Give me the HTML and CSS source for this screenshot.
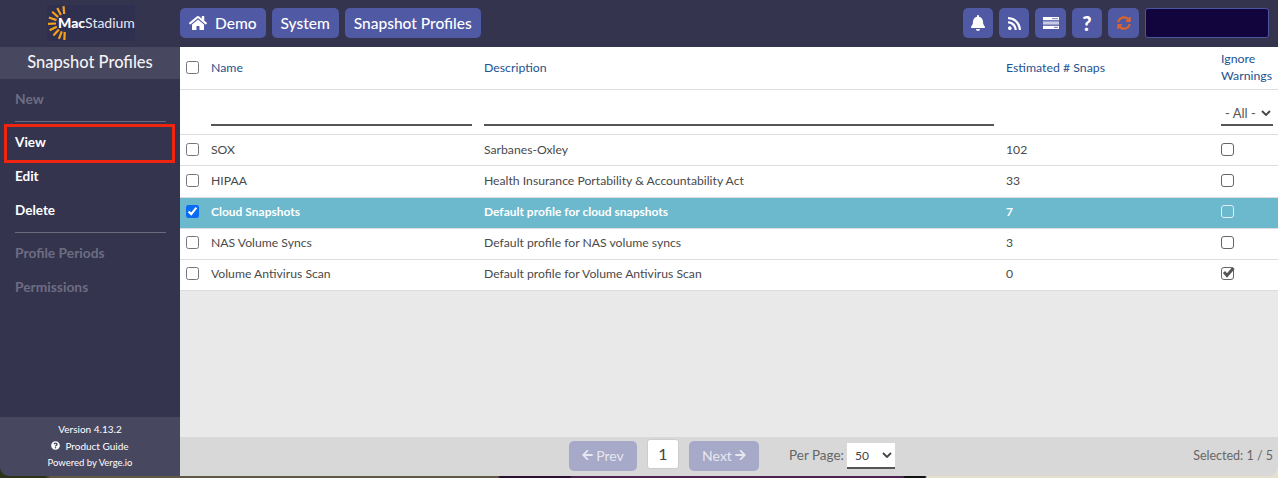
FILE: index.html
```html
<!DOCTYPE html>
<html lang="en">
<head>
    <meta charset="UTF-8">
    <title>Snapshot Profiles</title>
    <link rel="stylesheet" href="styles.css">
</head>
<body>
    <div class="window">
        <header class="topbar">
            <div class="logo-cell">
                <div class="logo">
                    <svg class="sun" viewBox="0 0 36 36" width="36" height="36">
                        <g stroke="#f5a11c" stroke-width="2.2">
                            <path d="M17.2 9L16.5 1.1"/><path d="M13.9 10L10.3 2.9"/><path d="M11.2 12.1L5.2 6.8"/>
                            <path d="M9.5 15.1L1.9 12.5"/><path d="M9 18.5L1 18.9"/><path d="M9.8 21.8L2.6 25.2"/>
                            <path d="M11.9 24.6L6.4 30.4"/><path d="M14.8 26.4L11.9 33.9"/><path d="M17.7 27L17.4 35"/>
                        </g>
                    </svg>
                    <span class="logo-text"><b>Mac</b>Stadium</span>
                </div>
            </div>
            <nav class="crumbs">
                <a class="btn">
                    <svg class="icon-home" viewBox="0 0 576 512"><path d="M280.37 148.26L96 300.11V464a16 16 0 0 0 16 16l112.06-.29a16 16 0 0 0 15.92-16V368a16 16 0 0 1 16-16h64a16 16 0 0 1 16 16v95.64a16 16 0 0 0 16 16.05L464 480a16 16 0 0 0 16-16V300L295.67 148.26a12.19 12.19 0 0 0-15.3 0zM571.6 251.47L488 182.56V44.05a12 12 0 0 0-12-12h-56a12 12 0 0 0-12 12v72.61L318.47 43a48 48 0 0 0-61 0L4.34 251.47a12 12 0 0 0-1.6 16.9l25.5 31A12 12 0 0 0 45.15 301l235.22-193.74a12.19 12.19 0 0 1 15.3 0L530.9 301a12 12 0 0 0 16.9-1.6l25.5-31a12 12 0 0 0-1.7-16.93z"/></svg>
                    Demo
                </a>
                <a class="btn">System</a>
                <a class="btn">Snapshot Profiles</a>
            </nav>
            <div class="tools">
                <a class="tool">
                    <svg viewBox="0 0 448 512" width="14" height="16"><path d="M224 512c35.32 0 63.97-28.65 63.97-64H160.03c0 35.35 28.65 64 63.97 64zm215.39-149.71c-19.32-20.76-55.47-51.99-55.47-154.29 0-77.7-54.48-139.9-127.94-155.16V32c0-17.67-14.32-32-31.98-32s-31.98 14.33-31.98 32v20.84C118.56 68.1 64.08 130.3 64.08 208c0 102.3-36.15 133.53-55.47 154.29-6 6.45-8.66 14.16-8.61 21.71.11 16.4 12.98 32 32.1 32h383.8c19.12 0 32-15.6 32.1-32 .05-7.55-2.61-15.27-8.61-21.71z"/></svg>
                </a>
                <a class="tool">
                    <svg viewBox="0 0 448 512" width="13" height="15"><path d="M128.081 415.959c0 35.369-28.672 64.041-64.041 64.041S0 451.328 0 415.959s28.672-64.041 64.041-64.041 64.04 28.673 64.04 64.041zm175.66 47.25c-8.354-154.6-132.185-278.587-286.95-286.95C7.656 175.765 0 183.105 0 192.253v48.069c0 8.415 6.49 15.472 14.887 16.018 111.832 7.284 201.473 96.702 208.772 208.772.547 8.397 7.604 14.887 16.018 14.887h48.069c9.149.001 16.489-7.655 15.995-16.79zm144.249.288C439.596 229.677 251.465 40.445 16.503 32.01 7.473 31.686 0 38.981 0 48.016v48.068c0 8.625 6.835 15.645 15.453 15.999 191.179 7.839 344.627 161.316 352.465 352.465.353 8.618 7.373 15.453 15.999 15.453h48.068c9.034-.001 16.329-7.474 16.005-16.504z"/></svg>
                </a>
                <a class="tool tool-wide">
                    <svg viewBox="0 0 16 12" width="16" height="12">
                        <rect x="0" y="0" width="16" height="3.2" fill="#fff"/>
                        <rect x="9" y="1" width="6" height="1.2" fill="#8f93c4"/>
                        <rect x="0" y="4.4" width="16" height="3.2" fill="#c9cce6"/>
                        <rect x="0" y="8.8" width="16" height="3.2" fill="#fff"/>
                        <rect x="11" y="9.8" width="4" height="1.2" fill="#8f93c4"/>
                    </svg>
                </a>
                <a class="tool tool-q">?</a>
                <a class="tool tool-wide">
                    <svg class="icon-sync" viewBox="0 0 512 512" width="14" height="14"><path d="M370.72 133.28C339.458 104.008 298.888 87.962 255.848 88c-77.458.068-144.328 53.178-162.791 126.85-1.344 5.363-6.122 9.15-11.651 9.15H24.103c-7.498 0-13.194-6.807-11.807-14.176C33.933 94.924 134.813 8 256 8c66.448 0 126.791 26.136 171.315 68.685L463.03 40.97C478.149 25.851 504 36.559 504 57.941V192c0 13.255-10.745 24-24 24H345.941c-21.382 0-32.09-25.851-16.971-40.971l41.75-41.749zM32 296h134.059c21.382 0 32.09 25.851 16.971 40.971l-41.75 41.75c31.262 29.273 71.835 45.319 114.876 45.28 77.418-.07 144.315-53.144 162.787-126.849 1.344-5.363 6.122-9.15 11.651-9.15h57.304c7.498 0 13.194 6.807 11.807 14.176C478.067 417.076 377.187 504 256 504c-66.448 0-126.791-26.136-171.315-68.685L48.97 471.03C33.851 486.149 8 475.441 8 454.059V320c0-13.255 10.745-24 24-24z"/></svg>
                </a>
                <div class="search-box"></div>
            </div>
        </header>

        <div class="main">
            <aside class="sidebar">
                <h2 class="side-title">Snapshot Profiles</h2>
                <ul class="menu">
                    <li class="off">New</li>
                    <li class="sep"></li>
                    <li class="on">View</li>
                    <li class="on">Edit</li>
                    <li class="on">Delete</li>
                    <li class="sep"></li>
                    <li class="off">Profile Periods</li>
                    <li class="off">Permissions</li>
                </ul>
                <div class="side-foot">
                    <div>Version 4.13.2</div>
                    <div class="guide">
                        <svg viewBox="0 0 512 512" width="9" height="9"><path d="M504 256c0 136.997-111.043 248-248 248S8 392.997 8 256C8 119.083 119.043 8 256 8s248 111.083 248 248zM262.655 90c-54.497 0-89.255 22.957-116.549 63.758-3.536 5.286-2.353 12.415 2.715 16.258l34.699 26.31c5.205 3.947 12.621 3.008 16.665-2.122 17.864-22.658 30.113-35.797 57.303-35.797 20.429 0 45.698 13.148 45.698 32.958 0 14.976-12.363 22.667-32.534 33.976C247.128 238.528 216 254.941 216 296v4c0 6.627 5.373 12 12 12h56c6.627 0 12-5.373 12-12v-1.333c0-28.462 83.186-29.647 83.186-106.667 0-58.002-60.165-102-116.531-102zM256 338c-25.365 0-46 20.635-46 46 0 25.364 20.635 46 46 46s46-20.636 46-46c0-25.365-20.635-46-46-46z"/></svg>
                        Product Guide
                    </div>
                    <div class="powered">Powered by Verge.io</div>
                </div>
            </aside>

            <section class="content">
                <div class="table-area">
                    <table class="grid">
                        <colgroup>
                            <col class="c-check"><col class="c-name"><col class="c-desc"><col class="c-snaps"><col class="c-ignore">
                        </colgroup>
                        <thead>
                            <tr class="head-row">
                                <th><input type="checkbox"></th>
                                <th>Name</th>
                                <th>Description</th>
                                <th>Estimated # Snaps</th>
                                <th>Ignore<br>Warnings</th>
                            </tr>
                            <tr class="filter-row">
                                <td></td>
                                <td><div class="filter filter-name"></div></td>
                                <td><div class="filter filter-desc"></div></td>
                                <td></td>
                                <td>
                                    <div class="filter filter-all">- All -
                                        <svg viewBox="0 0 10 6" width="10" height="6"><path d="M1 1l4 4 4-4" fill="none" stroke="#444" stroke-width="1.8"/></svg>
                                    </div>
                                </td>
                            </tr>
                        </thead>
                        <tbody>
                            <tr>
                                <td><input type="checkbox"></td>
                                <td>SOX</td>
                                <td>Sarbanes-Oxley</td>
                                <td>102</td>
                                <td><span class="box"></span></td>
                            </tr>
                            <tr class="row-tall">
                                <td><input type="checkbox"></td>
                                <td>HIPAA</td>
                                <td>Health Insurance Portability &amp; Accountability Act</td>
                                <td>33</td>
                                <td><span class="box"></span></td>
                            </tr>
                            <tr class="row-low selected">
                                <td><input type="checkbox" checked></td>
                                <td>Cloud Snapshots</td>
                                <td>Default profile for cloud snapshots</td>
                                <td>7</td>
                                <td><span class="box"></span></td>
                            </tr>
                            <tr class="row-low">
                                <td><input type="checkbox"></td>
                                <td>NAS Volume Syncs</td>
                                <td>Default profile for NAS volume syncs</td>
                                <td>3</td>
                                <td><span class="box"></span></td>
                            </tr>
                            <tr class="row-low">
                                <td><input type="checkbox"></td>
                                <td>Volume Antivirus Scan</td>
                                <td>Default profile for Volume Antivirus Scan</td>
                                <td>0</td>
                                <td>
                                    <span class="box box-checked">
                                        <svg viewBox="0 0 14 12" width="14" height="12"><path d="M3 6l3 3.5L12.5 2" fill="none" stroke="#555" stroke-width="3"/></svg>
                                    </span>
                                </td>
                            </tr>
                        </tbody>
                    </table>
                </div>
                <footer class="pager">
                    <div class="pager-mid">
                        <a class="page-btn page-prev">
                            <svg viewBox="0 0 448 512" width="11" height="12"><path d="M257.5 445.1l-22.2 22.2c-9.4 9.4-24.6 9.4-33.9 0L7 273c-9.4-9.4-9.4-24.6 0-33.9L201.4 44.7c9.4-9.4 24.6-9.4 33.9 0l22.2 22.2c9.5 9.5 9.3 25-.4 34.3L136.6 216H424c13.3 0 24 10.7 24 24v32c0 13.3-10.7 24-24 24H136.6l120.5 114.8c9.8 9.3 10 24.8.4 34.3z"/></svg>
                            Prev
                        </a>
                        <div class="page-num">1</div>
                        <a class="page-btn">
                            Next
                            <svg viewBox="0 0 448 512" width="11" height="12"><path d="M190.5 66.9l22.2-22.2c9.4-9.4 24.6-9.4 33.9 0L441 239c9.4 9.4 9.4 24.6 0 33.9L246.6 467.3c-9.4 9.4-24.6 9.4-33.9 0l-22.2-22.2c-9.5-9.5-9.3-25 .4-34.3L311.4 296H24c-13.3 0-24-10.7-24-24v-32c0-13.3 10.7-24 24-24h287.4L190.9 101.2c-9.8-9.3-10-24.8-.4-34.3z"/></svg>
                        </a>
                        <span class="per-label">Per Page:</span>
                        <div class="per-select">50
                            <svg viewBox="0 0 10 6" width="10" height="6"><path d="M1 1l4 4 4-4" fill="none" stroke="#444" stroke-width="1.8"/></svg>
                        </div>
                    </div>
                    <span class="selected-count">Selected: 1 / 5</span>
                </footer>
            </section>
        </div>

        <div class="callout"></div>
    </div>
</body>
</html>
```

FILE: styles.css
```css
html, body {
    margin: 0;
    height: 478px;
    overflow: hidden;
}
body {
    font-family: "Lato", "Noto Sans", sans-serif;
    font-size: 12px;
    background: linear-gradient(to right, #2c3418 0, #2c3418 45px, #5e5844 50px, #5e5844 498px, #2a1030 500px, #2a1030 570px, #4c2450 572px, #4c2450 903px, #111 905px, #111 925px, #e4e0d0 927px, #e4e0d0 100%);
}
.window {
    position: relative;
    height: 476px;
    display: flex;
    flex-direction: column;
    overflow: hidden;
    border-radius: 0 0 9px 9px;
}

/* top bar */
.topbar {
    height: 47px;
    flex: none;
    display: flex;
    align-items: center;
    box-sizing: border-box;
    padding-bottom: 1px;
    background-color: #34344f;
}
.logo-cell {
    width: 180px;
    flex: none;
    padding-left: 47px;
    box-sizing: border-box;
}
.logo {
    width: 88px;
    height: 36px;
    background-color: #2f2f50;
    position: relative;
}
.sun {
    display: block;
}
.logo-text {
    position: absolute;
    left: 11px;
    top: 9px;
    font-size: 14px;
    color: #e8e8f0;
}
.logo-text b {
    color: white;
    font-weight: 900;
}
.crumbs {
    display: flex;
    gap: 6px;
}
.btn {
    height: 30px;
    padding: 0 9px;
    display: flex;
    align-items: center;
    gap: 8px;
    background-color: #5059a3;
    border-radius: 5px;
    color: white;
    font-size: 15.5px;
    font-weight: 500;
}
.icon-home {
    width: 18px;
    height: 16px;
    fill: white;
}
.tools {
    margin-left: auto;
    margin-right: 9px;
    display: flex;
    align-items: center;
    gap: 6px;
}
.tool {
    width: 30px;
    height: 30px;
    display: flex;
    align-items: center;
    justify-content: center;
    background-color: #5059a3;
    border-radius: 5px;
    fill: white;
}
.tool-wide {
    width: 31px;
}
.tool-q {
    color: white;
    font-size: 20px;
    font-weight: 900;
}
.icon-sync {
    fill: #d9642f;
}
.search-box {
    width: 122px;
    height: 28px;
    background-color: #12043c;
    border: 1px solid #4c55a0;
    border-radius: 3px;
}

/* sidebar */
.main {
    flex: 1;
    display: flex;
    min-height: 0;
}
.sidebar {
    width: 180px;
    flex: none;
    display: flex;
    flex-direction: column;
    background-color: #34344f;
}
.side-title {
    margin: 0;
    height: 32px;
    line-height: 30px;
    text-align: center;
    font-size: 16.5px;
    font-weight: 500;
    color: #f2f2f5;
    background-color: #47475f;
}
.menu {
    list-style: none;
    margin: 0;
    padding: 0 14px 0 15px;
    flex: 1;
}
.menu li {
    height: 34px;
    line-height: 34px;
    font-size: 13.5px;
    font-weight: 700;
}
.menu .off {
    color: #6d6d82;
    font-size: 13.8px;
}
.menu .on {
    color: white;
}
.menu li:first-child {
    margin-top: 3px;
}
.menu .sep {
    height: 1px;
    margin: 5px 0 3px;
    background-color: #6a6a7e;
}
.side-foot {
    height: 59px;
    flex: none;
    display: flex;
    flex-direction: column;
    justify-content: center;
    align-items: center;
    gap: 3px;
    box-sizing: border-box;
    padding-bottom: 2px;
    background-color: #47475f;
    color: white;
    font-size: 10px;
    line-height: 14px;
}
.guide {
    display: flex;
    align-items: center;
    gap: 5px;
    fill: white;
}
.powered {
    font-size: 9.5px;
}

/* table */
.content {
    flex: 1;
    min-width: 0;
    display: flex;
    flex-direction: column;
    background-color: #e9e9e9;
}
.table-area {
    flex: 1;
}
.grid {
    width: 100%;
    table-layout: fixed;
    border-collapse: collapse;
    background-color: white;
    color: #4a4a4a;
}
.c-check { width: 31px; }
.c-name { width: 273px; }
.c-desc { width: 522px; }
.c-snaps { width: 215px; }
.grid th {
    height: 40px;
    padding: 0 0 2px;
    text-align: left;
    font-size: 12.3px;
    font-weight: 400;
    line-height: 17px;
    color: #1c5390;
    border-bottom: 1px solid #ddd;
}
.grid td {
    height: 28px;
    padding: 0 0 2px;
    font-size: 12.2px;
    border-bottom: 1px solid #ddd;
}
.grid .row-tall td {
    padding-bottom: 3px;
}
.grid .row-low td {
    height: 26px;
    padding-bottom: 4px;
}
.grid input {
    display: block;
    margin: 0 0 0 6px;
    accent-color: #0a6cf5;
}
.grid .filter-row td {
    height: 44px;
    padding: 0;
    vertical-align: bottom;
}
.filter {
    height: 25px;
    margin-bottom: 8px;
    border-bottom: 2px solid #555;
    box-sizing: border-box;
}
.filter-name { width: 261px; }
.filter-desc { width: 510px; }
.filter-all {
    width: 52px;
    display: flex;
    align-items: center;
    justify-content: space-between;
    font-size: 13px;
    color: #555;
    padding: 0 2px 0 4px;
}
.box {
    display: block;
    width: 11px;
    height: 11px;
    border: 1px solid #666;
    border-radius: 3px;
    position: relative;
}
.box svg {
    position: absolute;
    left: -1px;
    top: -2px;
}
.grid .selected td {
    background-color: #6cb8cd;
    color: white;
    font-size: 12px;
    font-weight: 700;
}
.selected .box {
    border-color: #dff1f5;
}

/* bottom bar */
.pager {
    height: 39px;
    flex: none;
    position: relative;
    display: flex;
    align-items: center;
    justify-content: flex-end;
    box-sizing: border-box;
    padding: 0 5px 3px 0;
    background-color: #d8d8d8;
    color: #666;
}
.pager-mid {
    position: absolute;
    left: 389px;
    top: 4px;
    display: flex;
    align-items: center;
}
.page-btn {
    width: 70px;
    height: 30px;
    display: flex;
    align-items: center;
    justify-content: center;
    gap: 3px;
    box-sizing: border-box;
    padding-bottom: 2px;
    background-color: #a6a9c8;
    border-radius: 5px;
    color: #e6e7f0;
    fill: #e6e7f0;
    font-size: 14px;
}
.page-prev {
    width: 68px;
}
.page-num {
    width: 30px;
    height: 28px;
    margin: -4px 10px 0;
    line-height: 28px;
    text-align: center;
    background-color: white;
    border: 1px solid #ccc;
    border-radius: 3px;
    color: #444;
    font-size: 16px;
}
.per-label {
    margin-left: 30px;
    font-size: 13.5px;
    position: relative;
    top: -1px;
}
.per-select {
    width: 48px;
    height: 26px;
    margin-left: 3px;
    padding: 0 3px 0 8px;
    display: flex;
    align-items: center;
    justify-content: space-between;
    box-sizing: border-box;
    background-color: white;
    border-bottom: 2px solid #555;
    color: #444;
    font-size: 12px;
}
.selected-count {
    font-size: 12.5px;
}

/* red annotation round the View item */
.callout {
    position: absolute;
    left: 4px;
    top: 124px;
    width: 165px;
    height: 33px;
    border: 3px solid #f0250f;
}
```
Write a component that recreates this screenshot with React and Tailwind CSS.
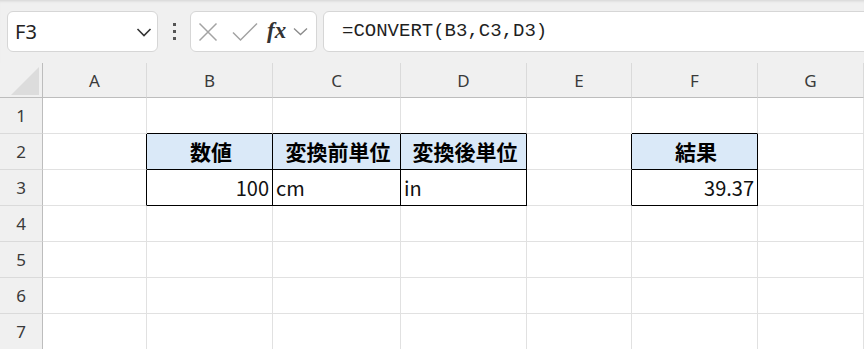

## What is needed
Looking at the entries above, state how many lines contain "screenshot"; give the number alone.

## Solved problem
2